In my opinion, metrics for tracking progress in process improvement must not have any dependencies on the process itself, because the way we will improve the process is by changing it. Earned Value Management (EVM) works for a linear process because we identify all the work packages and their costs up front. As we move toward an “agile” approach, EVM breaks down and we can’t compare delivery performance before and after. Similarly, popular “agile” metrics like Velocity only work when the time-boxed iterative process model is applied correctly; Velocity is meaningless during the period when teams are trying to move from their familiar linear process toward Scrum because they aren’t yet delivering anything in every sprint. By definition, then, they have no Velocity.

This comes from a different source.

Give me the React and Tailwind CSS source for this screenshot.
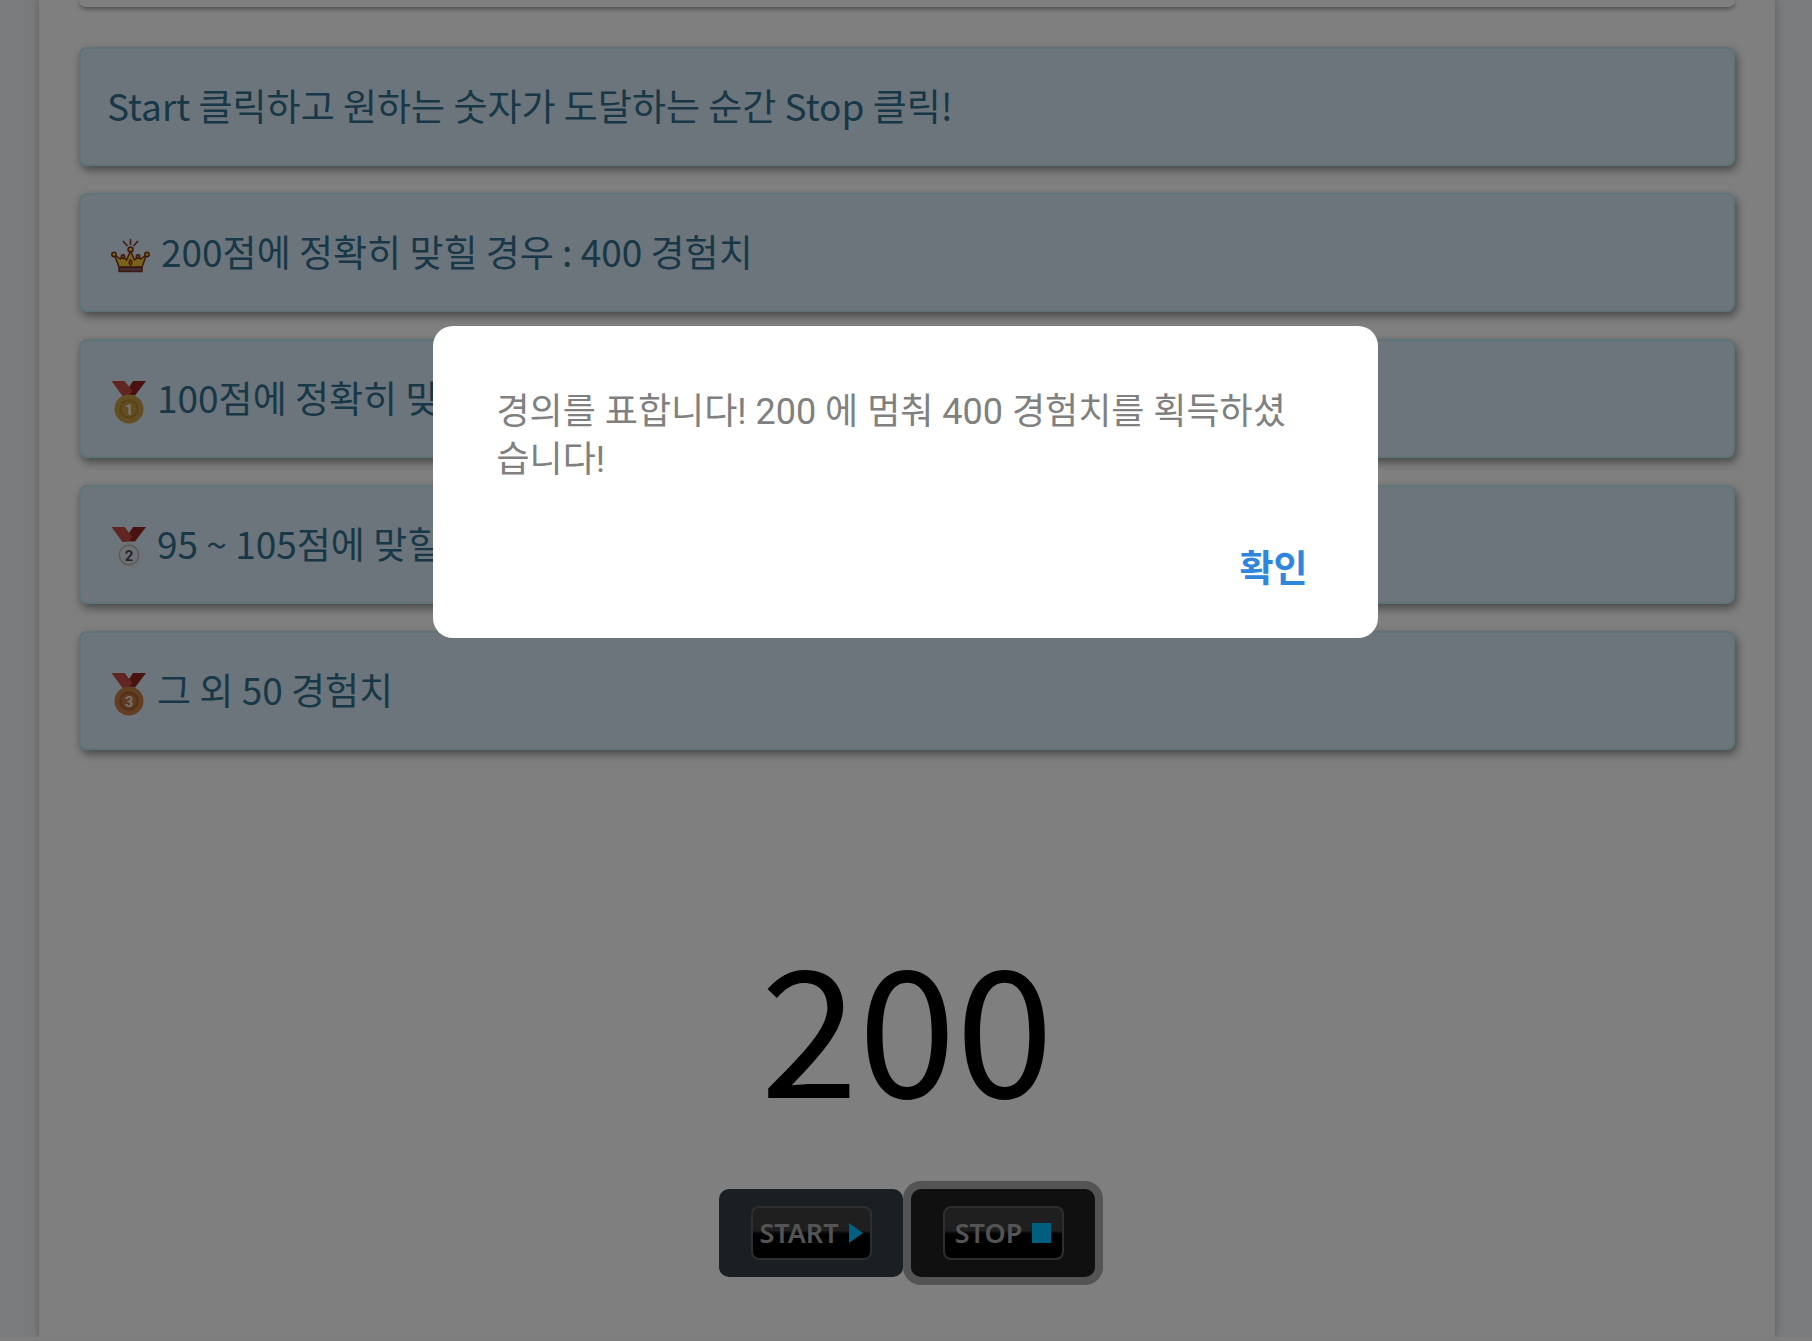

Metrics from the Lean school of thought tend to be more useful for tracking improvement than the metrics we might use to track delivery performance within a specific process model. That’s because Lean metrics aren’t based on how the work is done; they only measure results. These are measures such as Lead Time, Cycle Time, and Process Cycle Efficiency.
On the technical side, improvements in operations (production stability, mean time to fix, etc.) can be captured using observability-based monitoring tools and/or log aggregation tools. Improvements in delivery can be seen by tracking escaped defects and feature lead time. It isn’t necessary to track a gazillion different metrics; just the right ones for your situation and goals.
I’ve seen all these misconceptions about “agile” and Scrum in large organizations that were trying to use “agile” to improve software delivery and support. Some of them may apply to your own organization. If so, I hope at least some of this has been helpful.